Basic Math Operations
import numpy as np
df['Age'] = df['Age'] * 2 # Multiply all ages by 2
df['Adjusted Age'] = np.log(df['Age']) # Apply logarithm
print(df)
Boolean Masking
mask = df['Age'] > 40 # Create a boolean mask
print(df[mask]) # Filter rows using the mask
Creating Arrays with NumPy
array = np.linspace(0, 10, 5) # Create an array with evenly spaced values
print(array)
7. Merging and Joining Data
Combining data from multiple sources is a frequent task in data science.
Merging DataFrames
df1 = pd.DataFrame({'ID': [1, 2], 'Name': ['Alice', 'Bob']})
df2 = pd.DataFrame({'ID': [1, 2], 'Age': [25, 30]})
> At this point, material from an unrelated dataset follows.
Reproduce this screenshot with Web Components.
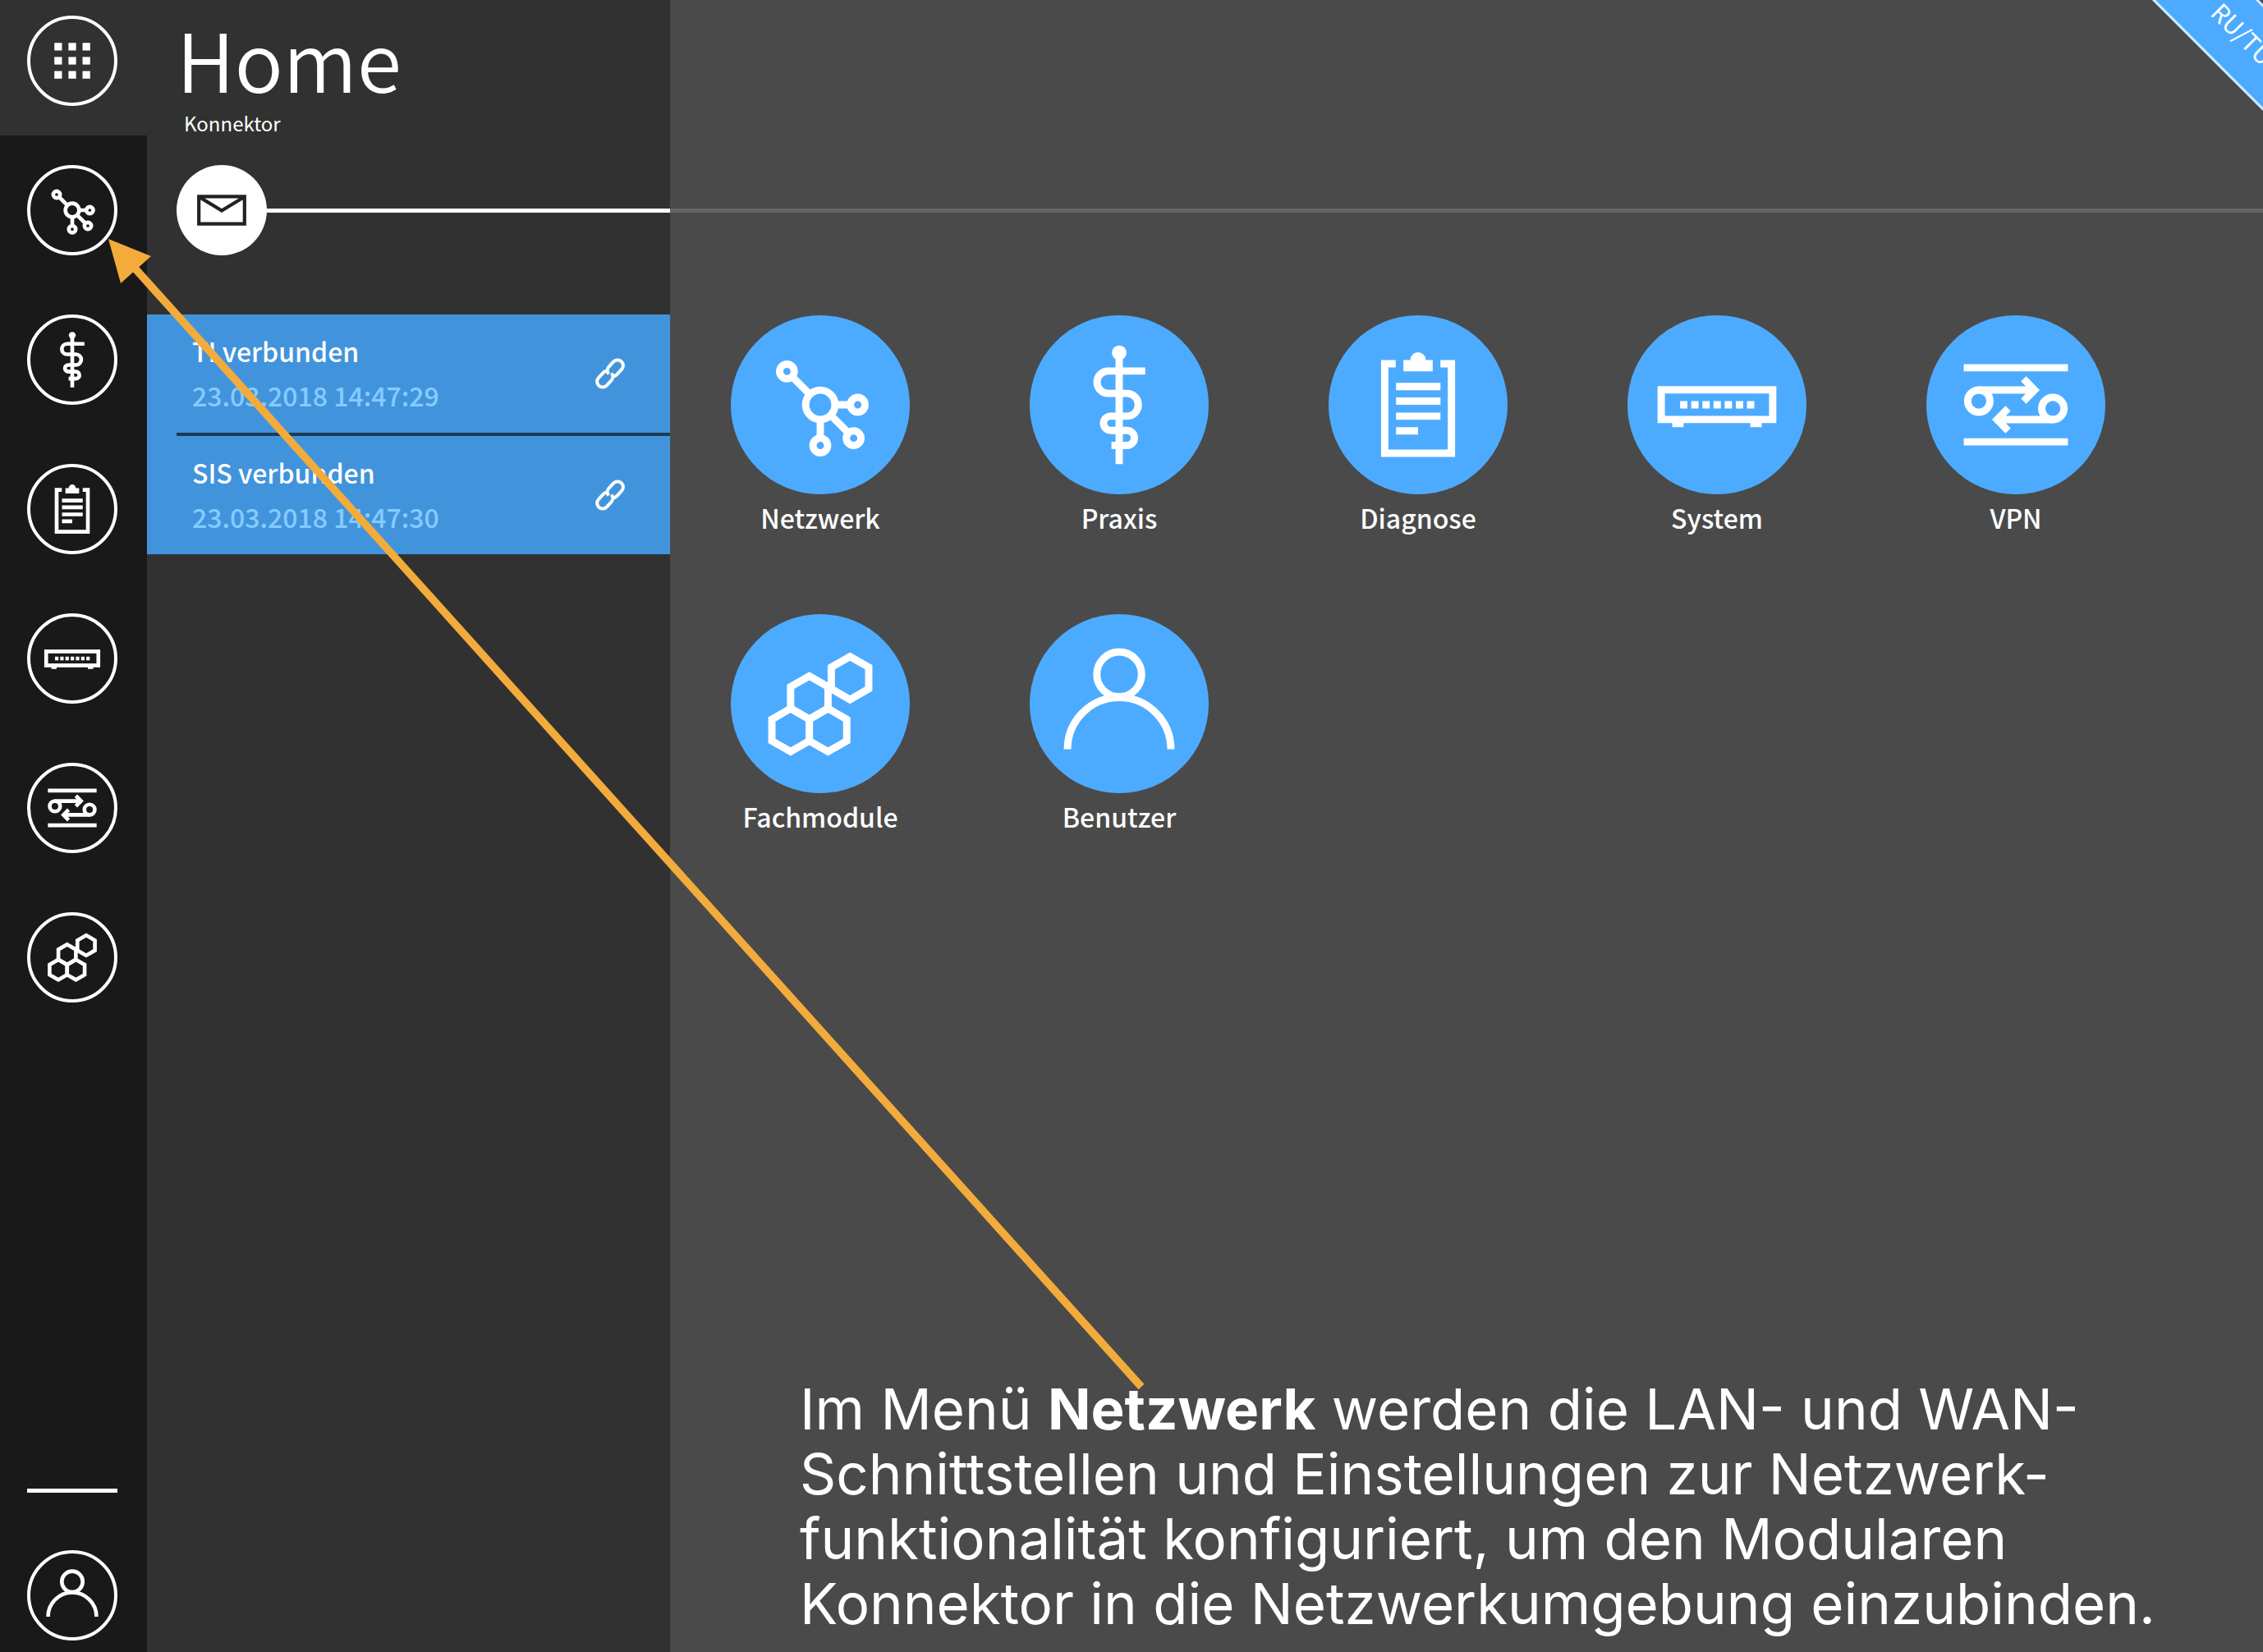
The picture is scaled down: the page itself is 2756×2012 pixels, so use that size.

merged = pd.merge(df1, df2, on='ID') # Merge on a common column
print(merged)
Joining on Index
df1 = df1.set_index('ID')
df2 = df2.set_index('ID')
joined = df1.join(df2) # Join using index
print(joined)
8. Handling Time Series Data
Time series data requires special handling for datetime operations and indexing.
Converting to Datetime
df['Date'] = pd.to_datetime(df['Date'])
print(df['Date'].dt.year) # Extract the year
Resampling Data
time_data = {'Date': pd.date_range('2023-01-01', periods=4, freq='D'), 'Value': [10, 20, 30, 40]}
df = pd.DataFrame(time_data)
resampled = df.set_index('Date').resample('2D').sum() # Resample by 2 days
print(resampled)
9. Exporting and Importing Data
Saving Data
df.to_csv('data.csv') # Save to CSV
df.to_excel('data.xlsx') # Save to Excel
Loading Data
df = pd.read_csv('data.csv') # Load CSV
df = pd.read_excel('data.xlsx') # Load Excel
Conclusion
Mastering these Pandas and NumPy techniques will make you a more efficient and effective data scientist. Whether you’re cleaning messy datasets, reshaping tables, or performing advanced calculations, these tools provide the flexibility and power you need to handle any data manipulation task.
Start applying these methods to your next project and watch your productivity soar!